Business / Industries

Aviation sector cleared for takeoff

By Meng Jing (China Daily) Updated: 2012-12-29 08:00

But China still lacks infrastructure such as airports for general aviation, and personnel, such as pilots and product support and maintenance, he says.

With the stringent airspace rules, those two areas have been seen as a serious obstacle to the development of general aviation in China.

"You can have as many aircraft as you want, but without the infrastructure it is like having a Ferrari sitting in the middle of a rice field with no roads to drive," said Jan Fridrich, vice-president of the Light Aircraft Association of the Czech Republic.

The Czech Republic is a good case study of a country that has built a light aircraft industry from scratch. In just 10 years it has grown to an industry that produces 350 aircraft a year with an export value of 36 million euros, Fridrich said. The key is to provide a complete system of infrastructure essential to the industry, he said.
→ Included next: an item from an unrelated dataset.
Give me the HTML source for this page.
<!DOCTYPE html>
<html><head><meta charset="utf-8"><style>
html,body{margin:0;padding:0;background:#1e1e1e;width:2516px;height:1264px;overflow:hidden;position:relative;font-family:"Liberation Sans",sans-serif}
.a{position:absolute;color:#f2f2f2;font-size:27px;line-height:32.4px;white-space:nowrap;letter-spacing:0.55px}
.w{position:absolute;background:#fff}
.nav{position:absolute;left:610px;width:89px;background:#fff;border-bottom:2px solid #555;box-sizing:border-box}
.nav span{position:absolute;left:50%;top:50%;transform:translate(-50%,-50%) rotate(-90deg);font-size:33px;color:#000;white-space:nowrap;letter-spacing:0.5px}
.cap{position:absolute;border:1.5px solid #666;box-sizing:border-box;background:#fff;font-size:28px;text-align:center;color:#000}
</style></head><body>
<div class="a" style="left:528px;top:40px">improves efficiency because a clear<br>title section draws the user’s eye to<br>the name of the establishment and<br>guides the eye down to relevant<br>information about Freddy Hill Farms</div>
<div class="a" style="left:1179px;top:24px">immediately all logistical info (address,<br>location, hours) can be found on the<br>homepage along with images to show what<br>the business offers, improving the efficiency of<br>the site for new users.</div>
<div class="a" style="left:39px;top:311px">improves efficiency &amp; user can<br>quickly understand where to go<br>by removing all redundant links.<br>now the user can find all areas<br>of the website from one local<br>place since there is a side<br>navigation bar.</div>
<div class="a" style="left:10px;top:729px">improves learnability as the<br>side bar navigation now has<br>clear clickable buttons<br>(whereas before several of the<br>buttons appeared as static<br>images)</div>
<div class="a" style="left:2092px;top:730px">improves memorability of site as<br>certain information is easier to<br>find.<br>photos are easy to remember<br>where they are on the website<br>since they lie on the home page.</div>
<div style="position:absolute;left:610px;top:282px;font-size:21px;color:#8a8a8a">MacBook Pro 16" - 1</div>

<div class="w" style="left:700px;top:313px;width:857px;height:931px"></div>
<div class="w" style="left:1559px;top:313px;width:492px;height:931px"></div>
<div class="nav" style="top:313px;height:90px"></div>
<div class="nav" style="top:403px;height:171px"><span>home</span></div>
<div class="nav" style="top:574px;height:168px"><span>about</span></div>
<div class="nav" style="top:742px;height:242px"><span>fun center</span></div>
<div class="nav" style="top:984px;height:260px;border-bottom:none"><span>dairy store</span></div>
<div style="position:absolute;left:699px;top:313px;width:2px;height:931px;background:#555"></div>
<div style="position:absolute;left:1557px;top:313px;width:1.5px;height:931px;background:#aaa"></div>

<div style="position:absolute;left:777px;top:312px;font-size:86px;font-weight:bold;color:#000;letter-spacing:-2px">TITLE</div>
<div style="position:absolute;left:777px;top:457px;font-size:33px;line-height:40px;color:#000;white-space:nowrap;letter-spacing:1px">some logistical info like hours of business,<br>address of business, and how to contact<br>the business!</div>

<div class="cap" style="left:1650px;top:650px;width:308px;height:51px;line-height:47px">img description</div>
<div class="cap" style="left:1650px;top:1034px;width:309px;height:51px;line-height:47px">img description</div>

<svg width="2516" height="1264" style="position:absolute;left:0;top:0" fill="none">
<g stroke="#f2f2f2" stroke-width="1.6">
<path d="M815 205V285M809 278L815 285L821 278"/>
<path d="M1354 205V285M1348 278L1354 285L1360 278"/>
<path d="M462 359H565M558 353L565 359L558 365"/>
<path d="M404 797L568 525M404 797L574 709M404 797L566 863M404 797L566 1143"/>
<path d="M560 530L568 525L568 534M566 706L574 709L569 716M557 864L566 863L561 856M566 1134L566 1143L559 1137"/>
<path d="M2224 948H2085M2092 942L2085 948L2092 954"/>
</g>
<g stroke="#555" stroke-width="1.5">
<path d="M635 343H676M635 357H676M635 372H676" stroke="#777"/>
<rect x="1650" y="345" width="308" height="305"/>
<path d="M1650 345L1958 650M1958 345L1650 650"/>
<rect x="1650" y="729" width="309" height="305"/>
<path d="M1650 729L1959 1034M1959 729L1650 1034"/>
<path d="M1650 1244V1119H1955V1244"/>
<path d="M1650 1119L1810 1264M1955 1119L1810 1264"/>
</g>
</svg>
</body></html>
Just as the car industry has been turbocharged as roads have been built across the country, a thriving general aviation sector cannot grow without a highly developed network of airports.

There are now about 92 million automobiles in China, and many of them are now being driven on roads that have sprung up in the past year.
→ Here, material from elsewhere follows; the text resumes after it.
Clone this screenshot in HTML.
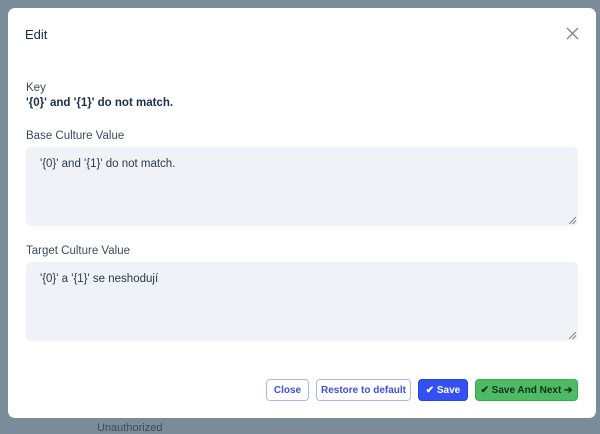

In 2011 slightly more than 55,000 kilometers of road were opened, about 9,000 km of that being motorways, the statistics bureau said. In 1992 less than 2,400 km of road were built.

Investment in large infrastructure has obviously been a huge driving force of the economy, and investment in general aviation is forecast to play a similar role. More importantly, unlike large infrastructure dominated by investment from State-owned enterprises, the building of general aviation airports may well be open to foreign investors as well as private Chinese companies.
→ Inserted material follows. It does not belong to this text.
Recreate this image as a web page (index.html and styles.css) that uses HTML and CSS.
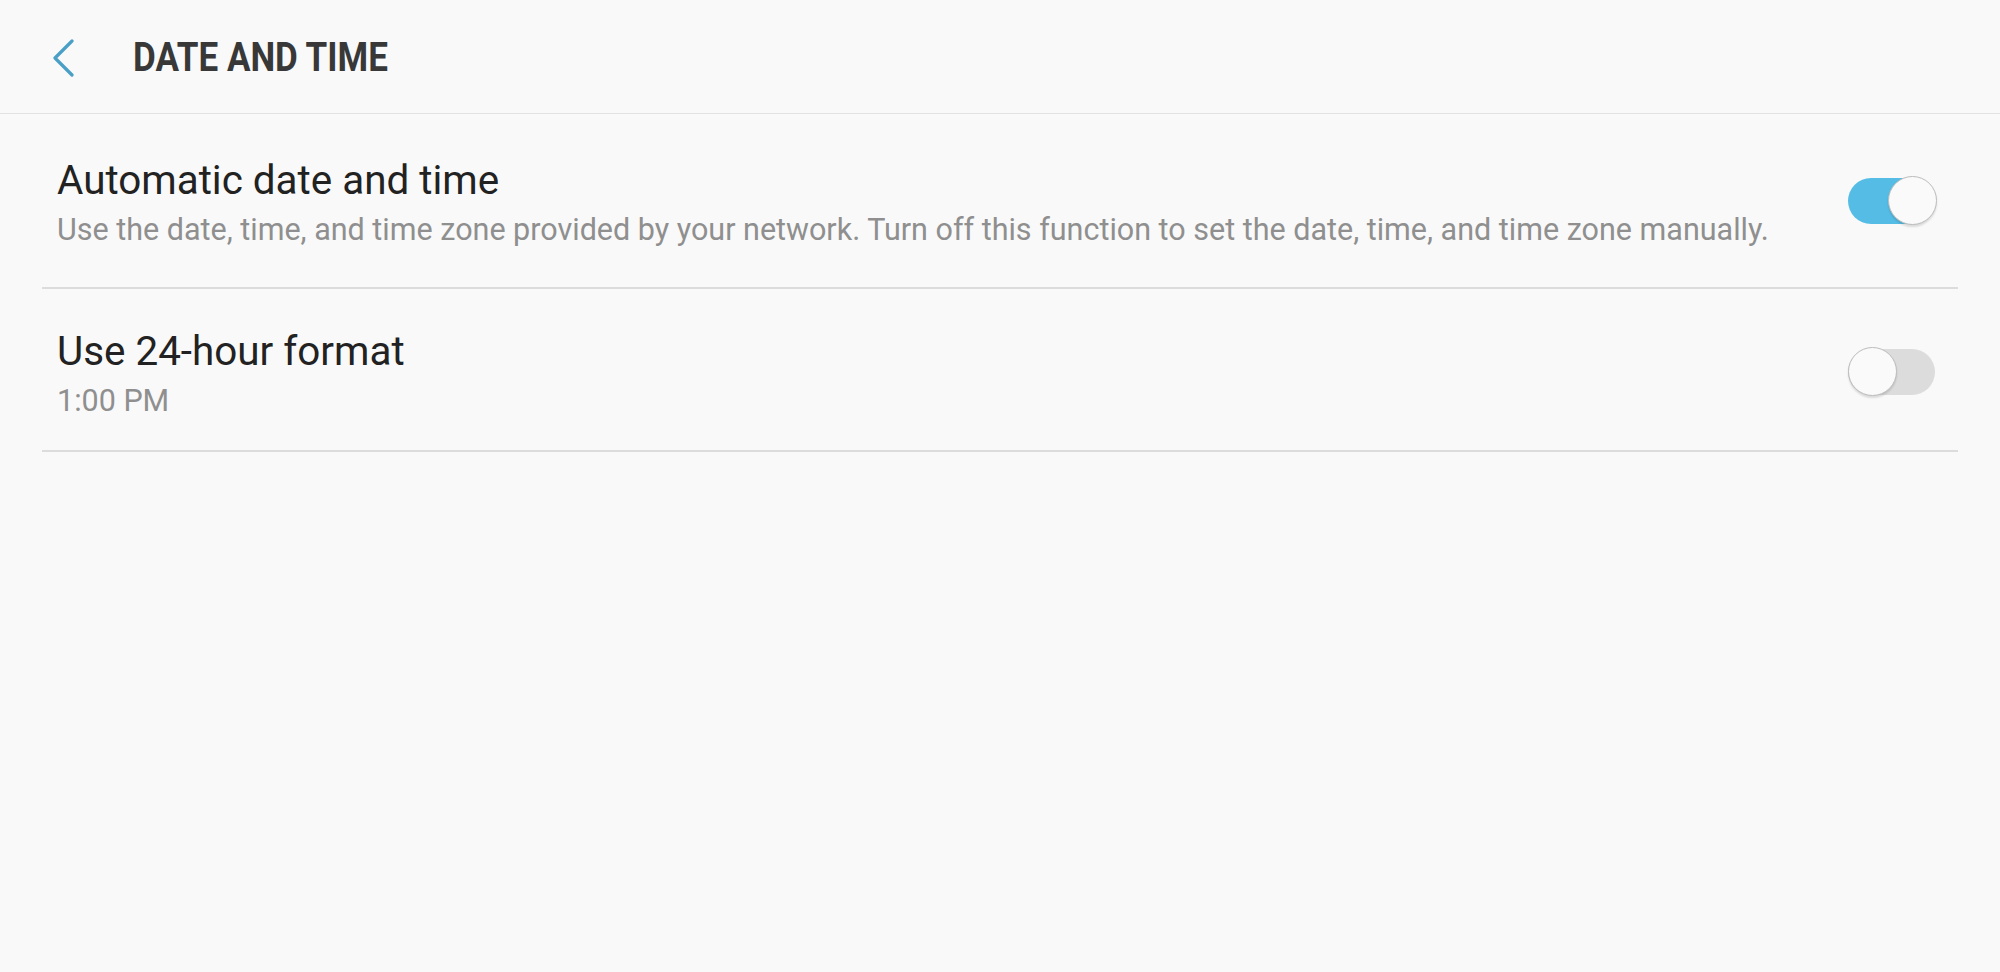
FILE: index.html
```html
<!DOCTYPE html>
<html lang="en">
<head>
    <meta charset="UTF-8">
    <title>Date and time</title>
    <link rel="stylesheet" href="styles.css">
</head>
<body>
    <header class="app-bar">
      <button class="back-btn" aria-label="Navigate up">
        <svg width="26" height="38" viewBox="0 0 26 38">
          <path d="M22 2 L5 19 L22 36" fill="none" stroke="#4a9fc6" stroke-width="3.2" stroke-linecap="round" stroke-linejoin="round"/>
        </svg>
      </button>
      <h1 class="app-title">DATE AND TIME</h1>
    </header>

    <div class="settings-list">
      <div class="setting-row setting-row--first">
        <div class="setting-text">
          <div class="setting-title">Automatic date and time</div>
          <div class="setting-summary">Use the date, time, and time zone provided by your network. Turn off this function to set the date, time, and time zone manually.</div>
        </div>
        <div class="switch switch--on"><span class="switch-track"></span><span class="switch-knob"></span></div>
      </div>
      <div class="setting-row">
        <div class="setting-text">
          <div class="setting-title">Use 24-hour format</div>
          <div class="setting-summary">1:00 PM</div>
        </div>
        <div class="switch"><span class="switch-track"></span><span class="switch-knob"></span></div>
      </div>
    </div>
</body>
</html>
```

FILE: styles.css
```css
html, body {
  margin: 0;
  background: #f9f9f9;
  font-family: Roboto, "Noto Sans", sans-serif;
}

/* top bar */
.app-bar {
  height: 113px;
  display: flex;
  align-items: center;
  border-bottom: 1px solid #e2e2e2;
}
.back-btn {
  border: none;
  background: none;
  padding: 0;
  margin: 2px 0 0 50px;
  width: 26px;
  height: 38px;
  display: flex;
}
.app-title {
  margin: 2px 0 0 57px;
  font-size: 40px;
  font-weight: 700;
  color: #383838;
  transform: scaleX(0.875);
  transform-origin: left center;
}

/* list */
.settings-list {
  margin: 0 42px;
}
.setting-row {
  display: flex;
  align-items: center;
  padding: 39px 21px 30px 15px;
  border-bottom: 2px solid #dcdcdc;
}
.setting-row--first {
  padding-top: 43px;
  padding-bottom: 38px;
}
.setting-text {
  flex: 1;
  display: flex;
  flex-direction: column;
  gap: 6px;
}
.setting-title {
  font-size: 40.4px;
  line-height: 48px;
  color: #222;
}
.setting-summary {
  font-size: 30.5px;
  line-height: 38px;
  color: #8f8f8f;
}

/* switch */
.switch {
  position: relative;
  width: 89px;
  height: 50px;
  flex: none;
  margin-bottom: 5px;
}
.switch-track {
  position: absolute;
  left: 0;
  right: 2px;
  top: 2px;
  bottom: 2px;
  border-radius: 23px;
  background: #dcdcdc;
}
.switch--on .switch-track {
  background: #55bde5;
}
.switch-knob {
  position: absolute;
  top: 0;
  left: 0;
  width: 47px;
  height: 47px;
  border-radius: 50%;
  background: #fafafa;
  border: 1.5px solid #bcbcbc;
  box-shadow: 0 2px 2px rgba(0, 0, 0, 0.12);
}
.switch--on .switch-knob {
  left: auto;
  right: 0;
}
```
"Building airports for general aviation is not a mega project like building Beijing Capital International Airport," said Zou Jianming, chairman of Shanghai Zenisun Investment Group, a private Chinese company whose roots are in real estate development.

"We've built five airports in Hainan and Fujian provinces over the past two years, and we plan to build 30 for general aviation by 2020."

The company said the investment required to build airports varies widely, depending on their size, and the airports Zenisun has built cost between 100 million yuan and 150 million yuan.

Zou entered the industry because of his personal interest in flying, first setting up a company to sell helicopters to the wealthy, before starting a general aviation business, which includes charters.

The Civil Aviation Administration said there were 286 airports in China for general aviation last year, compared with 19,700 in the US.

"To develop the sector we need to have more airports, at least one airport for each county in China," said Jin Qiansheng, director of the administrative committee of Shaanxi Aviation Economic and Technological Development Zone. That would mean there would be 3,000 airports and landing strips in the country, he said.